Two rows of Mangel Beets (for the goats and chickens), tomatoes on the back left and Crookneck yellow squash on the back right

We planted a tri-color mix of snap beans and only a few plants came up (due to one of the wet cold snaps we had early in the spring), but they have been fun as the flowers and beans are purple!

Sunflowers :) . . . planted just for the pleasure of their flowers and for the birds

The back of the garden . . . yellow squash in the foreground, then the mangel beets, potatoes, and more yellow squash. To the right, in the barer spot, is where the melons are . . . it won't be long before that will be filled in!

I love morning sunlight in the garden :)

Swiss Chard

More tomatoes! These are not in the main garden, and they are all colorful heirloom varieties which are a lot of fun to grow!

 Blueberries . . . we've been able to harvest quite a few of these and have been enjoying them fresh and have put a lot up in the freezer to be used later.

This is our first year to have apples on our trees! We don't have many, but we're hoping the few we do have will make it to harvest time.

We have a few peaches on our trees as well. Thanks to last fall's major hail storm, the trees needed to be heavily pruned as they were so badly damaged, hence, the crop this year is a lot smaller than it would have been otherwise. We're thankful that we have at least some, though!

The next photo isn't anything garden related :), but while I was photographing in the garden this morning, Leah brought our two orphan Boer kids out to the dairy goat pen for the day (they spend the night in the barn and the day out with the Alpines) so I snapped this photo of them . . .  

Both these girls are so sweet!

In other garden news, the overwintered kale that went to seed is ready to harvest seed from now . . .

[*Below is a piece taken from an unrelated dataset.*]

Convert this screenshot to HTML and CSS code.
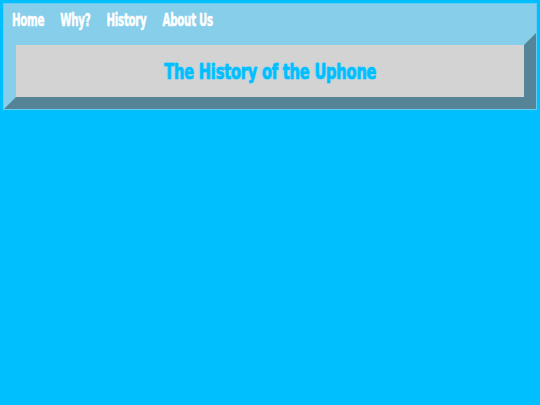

I have been able to harvest a lot of seed so far (and there is still a lot more out there) so we should be able to plant a large crop of kale from our own seed this fall!

So there's a garden update! Mom has done an amazing job getting things cleaned up and mulched, and it is exciting to see how well it is doing so far. Now the harvesting is just around the corner, and we're all looking forward to that!


And as a little update on myself . . . since stopping the antibiotic last week, I haven't regressed, but am continuing to improve! We are so thankful to the Lord for that! There was one day (this past Sunday) that was a little bit concerning at first as I started having strange sensations in my legs and walking felt a bit strange. But then by Monday morning, they had dissipated and I found that going down the stairs was much easier for me and my legs were more coordinated, too! (Going down stairs has been the most difficult thing for me to do physically since coming home.) So . . . we think the 'strange sensations' were, in unscientific terms :), nerves reconnecting and muscles 'waking up' again. Another step forward! Day by day I am getting stronger and am able to do quite a bit more now . . . like beehive inspections with Dad this week and helping with the animal chores some now, too. Thank you all again for praying for me!